Wednesday, January 4, 2012


Red lights
glare on the freeway.
Traffic ahead.
Grimly, I work
on my patience.
Not much luck.

So we drove back to Los Angeles yesterday, leaving Laguna Beach reluctantly in glorious sunshine and arriving here in time to get back into the office and take measure of what needs to be done. It feels like a lot, with all the work involved in putting out word about the new book. And at such moments, there's some part of me that rebels against the task ahead and wants simply to withdraw from engagement with the world.

It's right now nearly nine o'clock in the morning, first day back. I was out early, for a blood test at the Kaiser lab in preparation for an annual medical appointment tomorrow. I go early to avoid the crowds. Then back to bed to watch the news from Iowa. Having lived in the state myself for four years in the 1960s, I have a fondness for the place and have been distressed by the far-right versus the far-far-right battle between Republican candidates there. Admittedly, I lived in a little corner of the state which, at that time at least, remained firmly liberal: Iowa City is the home of the University of Iowa. But I believe that the Republican voters in that district, this year, went for Ron Paul.

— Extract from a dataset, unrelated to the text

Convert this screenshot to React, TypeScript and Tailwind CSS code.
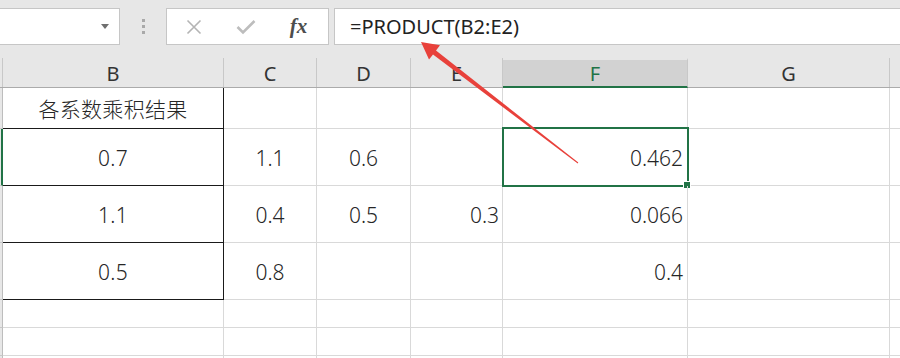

It was a nasty race, with candidates at each others' throats; but also at President Obama's. The misconceptions and outright lies promulgated in the past few weeks about his performance in office have been outrageous and, for the most part, unanswered. Uttered with glib assurance, they seem to command credence with remarkably little resistance. It's apparently what people want to hear. To watch the candidates on the television screen is to try the patience even more than that drive on the Los Angeles freeways. I usually end up yelling back at the the screen, for all the good that does.

It occurs to me that the old individual-before-government America for which these people are so nostalgic--the America they proclaim they want to "get back"--worked fine so long as most individuals could be counted on to be trustworthy, decent people with the common interest at heart; people, then, who would not so readily exploit their customers in order to maximize their personal gain. Your banker, in those mythical times, was your friend and ally in all things financial, not your extortioner. It's the mutual trust and common interest that seem to have evaporated, and without them that quaint version of America that (perhaps) existed in the days of yore. Our "values," instead, have come to be equated with opposition to the rights of our gay fellow citizens, and to abortion, even in the direst of cases.

As for the God these candidates call upon with such outspoken confidence that He supports them and assures their victories--and, presumably, their defeats--I personally hard it find to believe that, if merciful and all-knowing as advertized, He would approve one half of the policies they propose. Naively, perhaps, I imagine Him more compassionate than they. Still, it's a sad prospect that one of these candidates will undoubtedly become the Republican nominee for the presidency; and could actually end up in the White House. Heaven (if heaven exists) forfend.